Now I wonder. If I knew that they weren't running the whole time, would I be able to do it? My main motivator was that my sisters could do it. I only did it because I thought it was possible, even though my body was failing.
There is a passage in Steve Jobs' biography by Walter Isaacson where a similar thing happened. Jobs and Bill Atkinsons, were invited to Xerox research labs in the early 1980s. Bill was an early Apple employee that worked on graphics. The Xerox engineers presented a secret project they had been working on. The Graphical User Interface or GUI. Jobs and his team were so impressed that they decided to incorporate this new paradigm into their next computer, the Macintosh.
Atkinson started working on a feature he called Regions. What it did was to allow a user to move windows around the screen. While they are moving the top window overlap the ones beneath it:
Atkinson made it possible to move these windows around, just like shuffling papers on a desk, with those below becoming visible or hidden as you moved the top ones. Of course, on a computer screen there are no layers of pixels underneath the pixels that you see, so there are no windows actually lurking underneath the ones that appear to be on top.
We take it for granted but this was marvelous. But here comes the kicker:
Atkinson pushed himself to make this trick work because he thought he had seen this capability during his visit to Xerox PARC. In fact the folks at PARC had never accomplished it, and they later told him they were amazed that he had done so.

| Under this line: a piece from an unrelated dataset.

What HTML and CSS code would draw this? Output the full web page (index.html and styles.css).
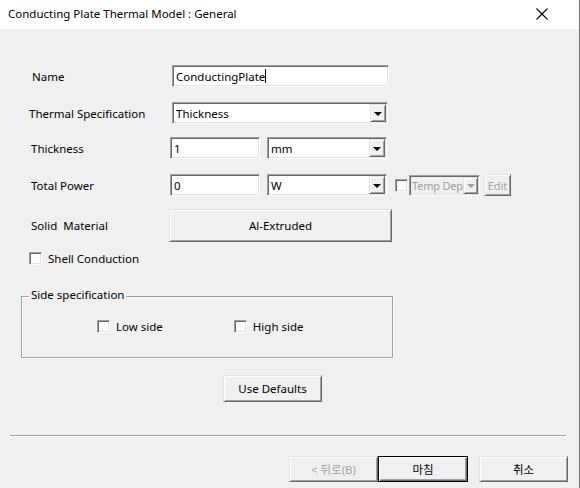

The only reason Bill Atkinson was able to achieve it was because he thought he had seen the Xerox engineers do it.
Another one is the story of George Dantzig, the mathematician who pioneered the simplex algorithm. He came late to class one day, to find two problems written on the board. Thinking it was homework, he copied it down and went home to solve it. "The problems seemed to be a little harder to do than usual," but he did not know that these were two of the most famous unsolved problems in statistics.
Of course, he solved them both turned in his homework.
The very act of thinking that something is impossible makes it impossible. The same goes for believing that something is possible. It gives us the courage we need to push the boundary.